One personal example is that I had a shooter get a bit of a slide-bite that simply would not stop bleeding. He was on blood thinners and it took a lot longer and more direct pressure before things finally clotted and the bleeding stopped.
On another occasion, I had an older shooter have a hard time with the heat on the range on a surprisingly warm 80-ish degree day in late March. This one was on me . . . I was not paying as much attention as I needed to. By the time I noticed there was a problem brewing, she definitely needed a bit of down time to recover.
Evaluation of their ability to pick up the sights and get good hits may well come into play more for your older students. That said, fixing the problem is no different regardless of age.
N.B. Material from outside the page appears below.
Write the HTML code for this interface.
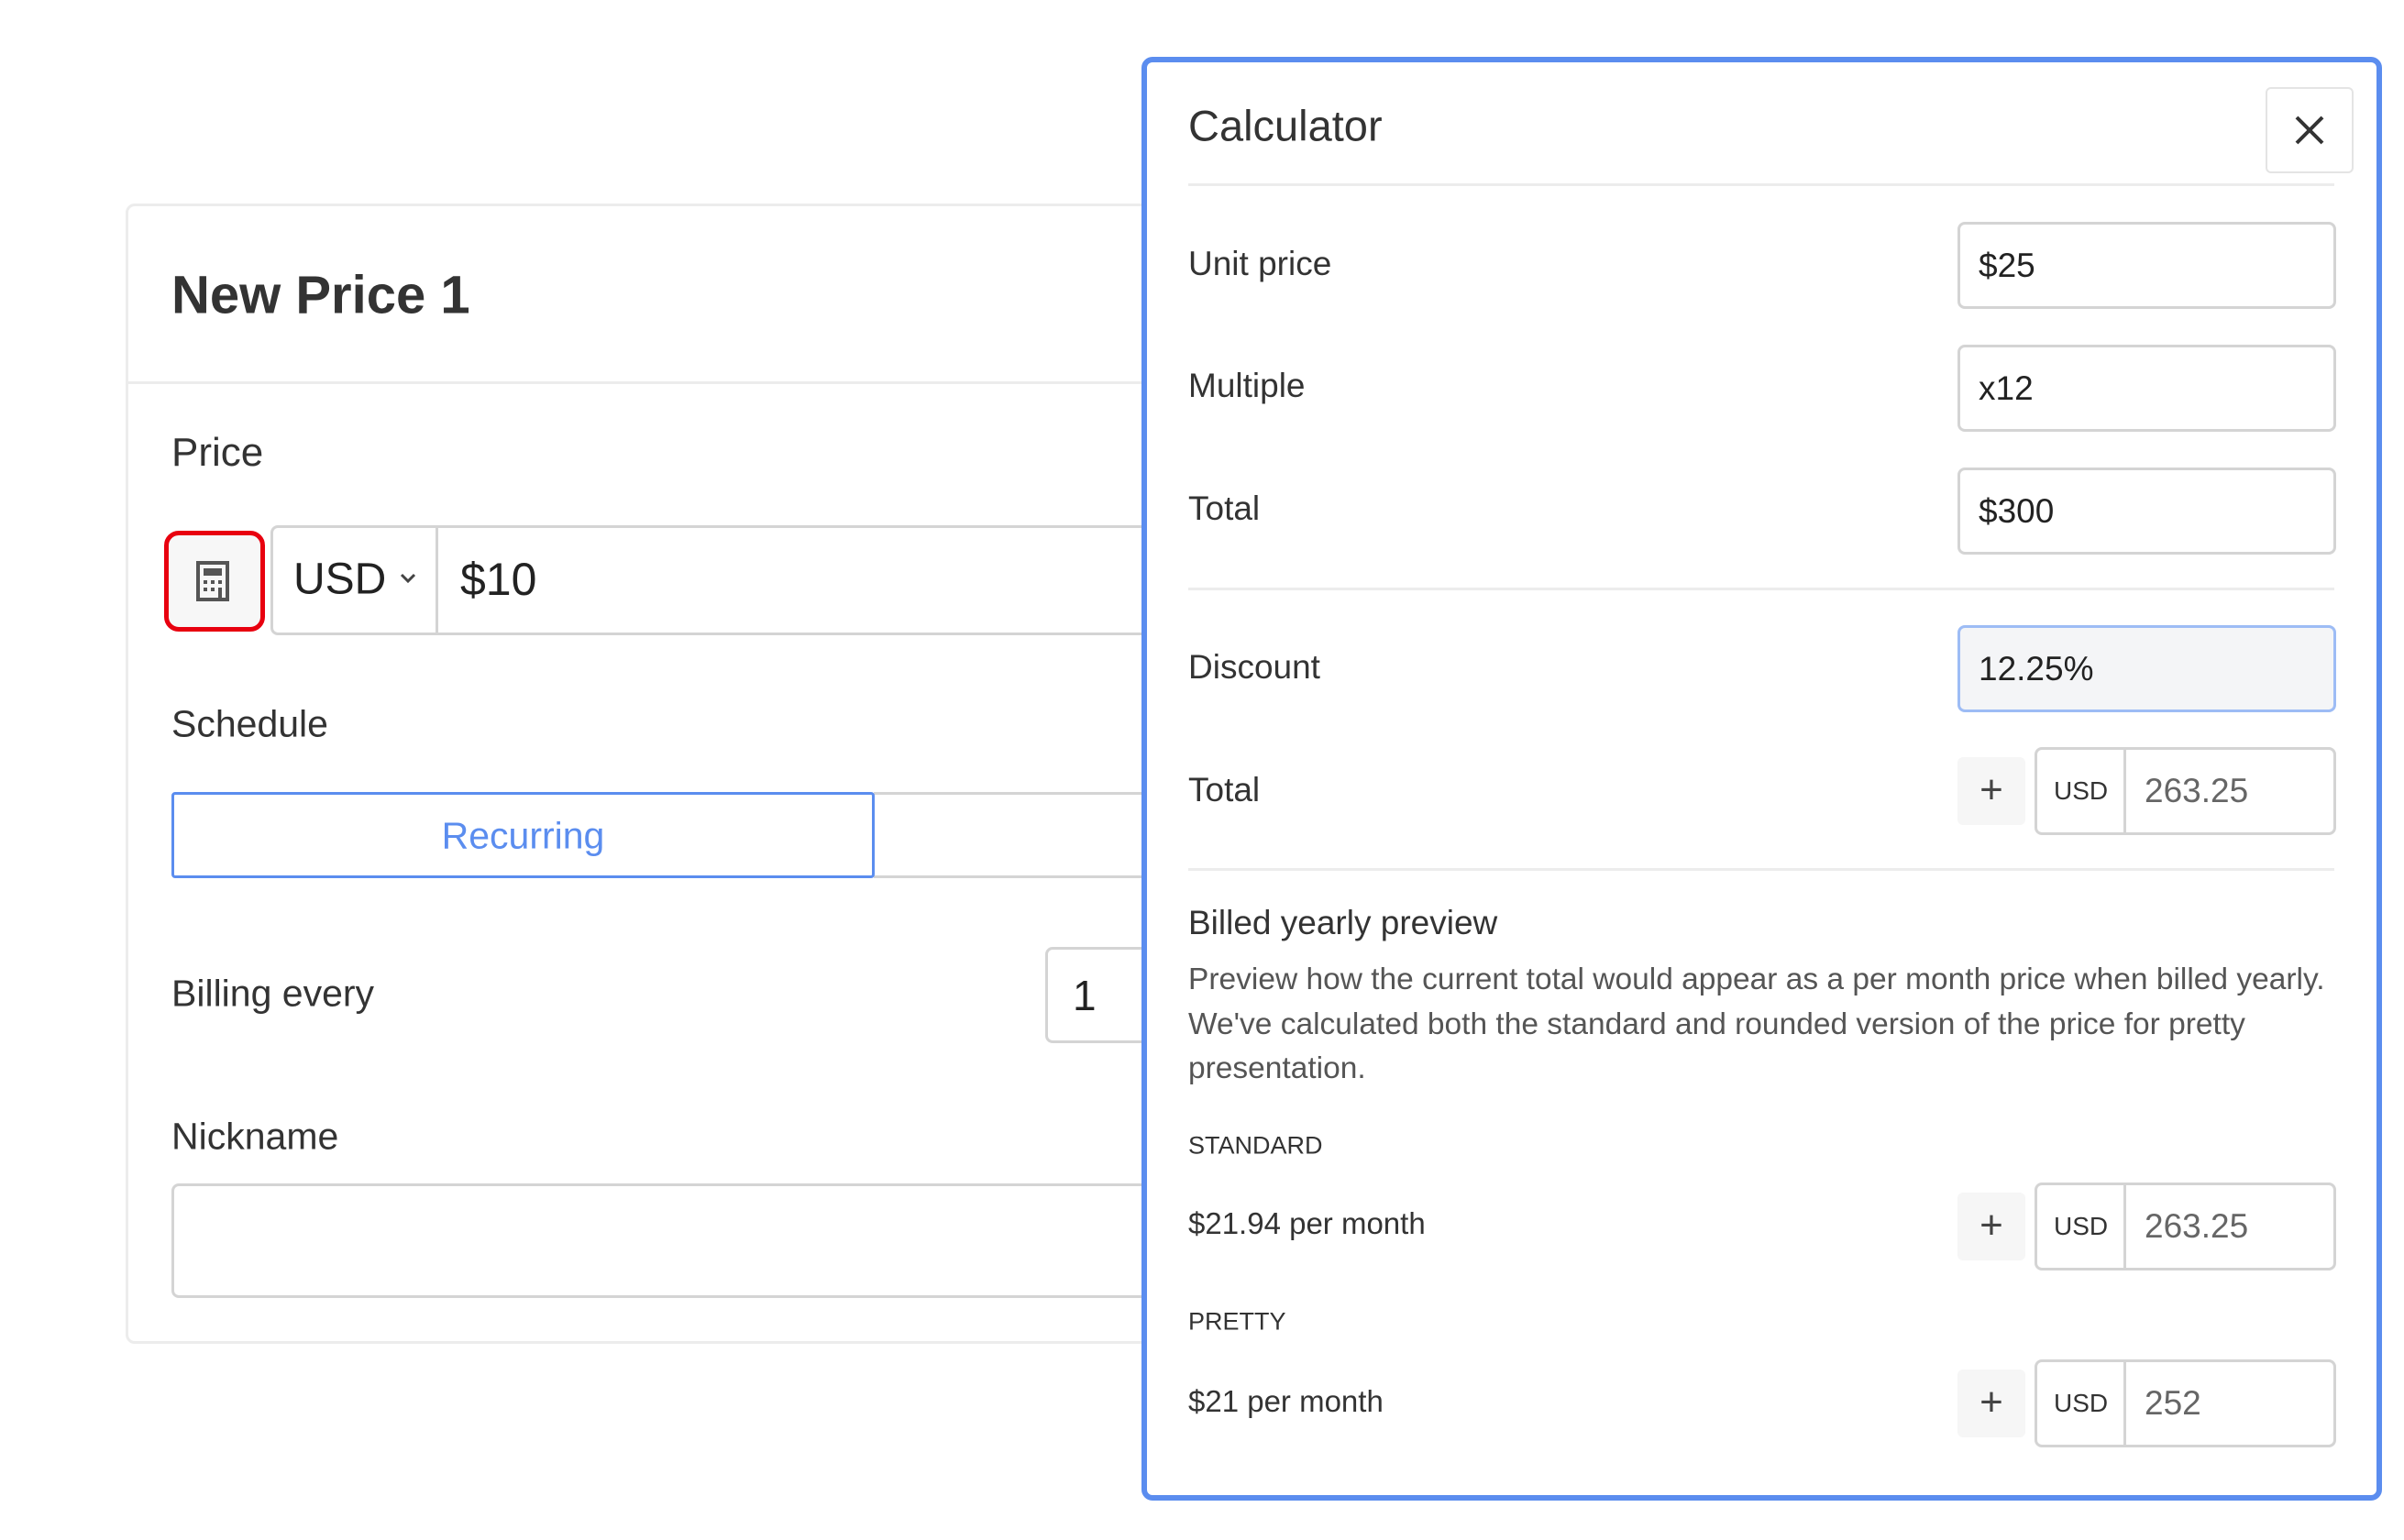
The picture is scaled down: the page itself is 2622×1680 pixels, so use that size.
<!DOCTYPE html>
<html><head><meta charset="utf-8"><style>
*{box-sizing:border-box;margin:0;padding:0}
body{width:2622px;height:1680px;background:#fff;position:relative;overflow:hidden;font-family:"Liberation Sans",sans-serif;color:#333}
.a{position:absolute}
.t{position:absolute;white-space:nowrap;transform:translateY(-50%)}
.inp{position:absolute;border:3px solid #d4d4d4;border-radius:8px;background:#fff}
.lbl{font-size:37px;color:#333}
.iv{font-size:37px;color:#222;left:20px;top:50%}
.plus{position:absolute;background:#f6f6f6;border-radius:6px;font-size:44px;color:#444;text-align:center}
</style></head><body>

<!-- left card -->
<div class="a" style="left:137px;top:222px;width:1200px;height:1244px;border:3px solid #ececec;border-radius:10px"></div>
<div class="a" style="left:137px;top:416px;width:1200px;height:3px;background:#ececec"></div>
<div class="t" style="left:187px;top:322px;font-size:58px;font-weight:bold;color:#333">New Price 1</div>
<div class="t" style="left:187px;top:494px;font-size:44px">Price</div>
<div class="a" style="left:179px;top:579px;width:110px;height:110px;border:5px solid #e8000f;border-radius:16px;background:#f7f7f7"></div>
<svg class="a" style="left:214px;top:612px" width="40" height="46" viewBox="0 0 40 46"><rect x="2" y="2" width="32" height="40" fill="none" stroke="#555" stroke-width="4"/><rect x="8" y="8" width="20" height="8" fill="#555"/><g fill="#555"><rect x="8" y="21" width="4" height="4"/><rect x="16" y="21" width="4" height="4"/><rect x="24" y="21" width="4" height="4"/><rect x="8" y="29" width="4" height="4"/><rect x="16" y="29" width="4" height="4"/><rect x="24" y="29" width="4" height="13"/></g></svg>
<div class="inp" style="left:295px;top:573px;width:1100px;height:120px"></div>
<div class="a" style="left:475px;top:575px;width:3px;height:116px;background:#d4d4d4"></div>
<div class="t" style="left:320px;top:632px;font-size:48px;color:#222">USD</div>
<svg class="a" style="left:435px;top:624px" width="20" height="14"><path d="M3 3 L10 10 L17 3" fill="none" stroke="#444" stroke-width="3"/></svg>
<div class="t" style="left:502px;top:632px;font-size:50px;color:#222">$10</div>
<div class="t" style="left:187px;top:790px;font-size:41px">Schedule</div>
<div class="a" style="left:953px;top:864px;width:400px;height:94px;border:3px solid #d4d4d4;border-left:none"></div>
<div class="a" style="left:187px;top:864px;width:767px;height:94px;border:3px solid #5b8def;border-radius:4px;background:#fff"></div>
<div class="t" style="left:187px;width:767px;text-align:center;top:912px;font-size:41px;color:#5b8def">Recurring</div>
<div class="t" style="left:187px;top:1084px;font-size:41px">Billing every</div>
<div class="inp" style="left:1140px;top:1033px;width:200px;height:105px"></div>
<div class="t" style="left:1170px;top:1086px;font-size:46px;color:#222">1</div>
<div class="t" style="left:187px;top:1240px;font-size:41px">Nickname</div>
<div class="inp" style="left:187px;top:1291px;width:1200px;height:125px"></div>

<!-- calculator panel -->
<div class="a" style="left:1245px;top:62px;width:1353px;height:1575px;border:6px solid #5b8def;border-radius:12px;background:#fff"></div>
<div class="t" style="left:1296px;top:137px;font-size:47px;color:#333">Calculator</div>
<div class="a" style="left:2471px;top:95px;width:96px;height:94px;border:2px solid #e4e4e4;border-radius:6px"></div>
<svg class="a" style="left:2502px;top:125px" width="34" height="34"><path d="M3 3 L31 31 M31 3 L3 31" stroke="#333" stroke-width="4"/></svg>
<div class="a" style="left:1296px;top:200px;width:1250px;height:3px;background:#ececec"></div>

<div class="t lbl" style="left:1296px;top:288px">Unit price</div>
<div class="inp" style="left:2135px;top:242px;width:413px;height:95px"><div class="t iv">$25</div></div>
<div class="t lbl" style="left:1296px;top:421px">Multiple</div>
<div class="inp" style="left:2135px;top:376px;width:413px;height:95px"><div class="t iv">x12</div></div>
<div class="t lbl" style="left:1296px;top:555px">Total</div>
<div class="inp" style="left:2135px;top:510px;width:413px;height:95px"><div class="t iv">$300</div></div>
<div class="a" style="left:1296px;top:641px;width:1250px;height:3px;background:#ececec"></div>

<div class="t lbl" style="left:1296px;top:728px">Discount</div>
<div class="inp" style="left:2135px;top:682px;width:413px;height:95px;border-color:#9dbcf5;background:#f4f5f7"><div class="t iv">12.25%</div></div>

<div class="t lbl" style="left:1296px;top:862px">Total</div>
<div class="plus" style="left:2135px;top:826px;width:74px;height:74px;line-height:72px">+</div>
<div class="inp" style="left:2219px;top:815px;width:329px;height:96px"><div class="a" style="left:94px;top:0;width:3px;height:90px;background:#d4d4d4"></div><div class="t" style="left:18px;top:50%;font-size:28px;color:#333">USD</div><div class="t" style="left:117px;top:50%;font-size:37px;color:#666">263.25</div></div>
<div class="a" style="left:1296px;top:947px;width:1250px;height:3px;background:#ececec"></div>

<div class="t" style="left:1296px;top:1007px;font-size:37px;color:#333">Billed yearly preview</div>
<div class="a" style="left:1296px;top:1045px;white-space:nowrap;font-size:33.5px;line-height:48.5px;color:#555">Preview how the current total would appear as a per month price when billed yearly.<br>We've calculated both the standard and rounded version of the price for pretty<br>presentation.</div>
<div class="t" style="left:1296px;top:1250px;font-size:27px;color:#333">STANDARD</div>
<div class="t" style="left:1296px;top:1335px;font-size:33px;color:#333">$21.94 per month</div>
<div class="plus" style="left:2135px;top:1301px;width:74px;height:74px;line-height:72px">+</div>
<div class="inp" style="left:2219px;top:1290px;width:329px;height:96px"><div class="a" style="left:94px;top:0;width:3px;height:90px;background:#d4d4d4"></div><div class="t" style="left:18px;top:50%;font-size:28px;color:#333">USD</div><div class="t" style="left:117px;top:50%;font-size:37px;color:#666">263.25</div></div>
<div class="t" style="left:1296px;top:1442px;font-size:27px;color:#333">PRETTY</div>
<div class="t" style="left:1296px;top:1529px;font-size:33px;color:#333">$21 per month</div>
<div class="plus" style="left:2135px;top:1494px;width:74px;height:74px;line-height:72px">+</div>
<div class="inp" style="left:2219px;top:1483px;width:329px;height:96px"><div class="a" style="left:94px;top:0;width:3px;height:90px;background:#d4d4d4"></div><div class="t" style="left:18px;top:50%;font-size:28px;color:#333">USD</div><div class="t" style="left:117px;top:50%;font-size:37px;color:#666">252</div></div>
</body></html>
We’ve had this discussion before . . . return to the “Drive – Touch – Press” drill, watch what they do and tweak as necessary.
Mobility will definitely come into play with your older students yet what I notice is that it is typically speed that is affected. Us C.O.G.s just plain move slower. And, if you ask us to roll around on the ground, kneel and stand quickly . . . there’s a good chance many of us simply will have to take a pass. If you have students that have these problems, take the time to talk about alternatives, other ways to move to cover, to use cover. Remember, the bottom line is rounds on the threat regardless of how fast we’re moving.
Finally, there’s the “SUPER C.O.G.” God help ya! A few years back I took a CFS course from Rob Pincus. In attendance was a “SUPER C.O.G.” who simply knew everything, had no intention of evaluating himself in any way and was not interested in trying anything new. For two whole days. Honestly, it was sad. He’d spent good money, two days’ worth of time . . . to learn . . . NOTHING!!! He didn’t even show up to the AAR session. Please . . . don’t be that guy. And, as the instructor . . . I think Rob presented a good example. You need to demand the best from the students – all of them. Rob nudged, pushed this fellow throughout the entire course. That’s all we, as instructors, can do. It is always up to the student to be open minded enough to search for value. But, in the end, it’s their decision.
Age will affect us all in one way, shape or form. It might be quick . . . or it might be a slow progression. Regardless . . . we will all walk down that road. Listen to your body, take care of it, adapt your firearms if possible to compensate . . . but bottom line . . . keep at it. Do your range trips, be the best possible shooter you can be . . . for as long as you possible can . . .
Now, where did I put that ibuprofen???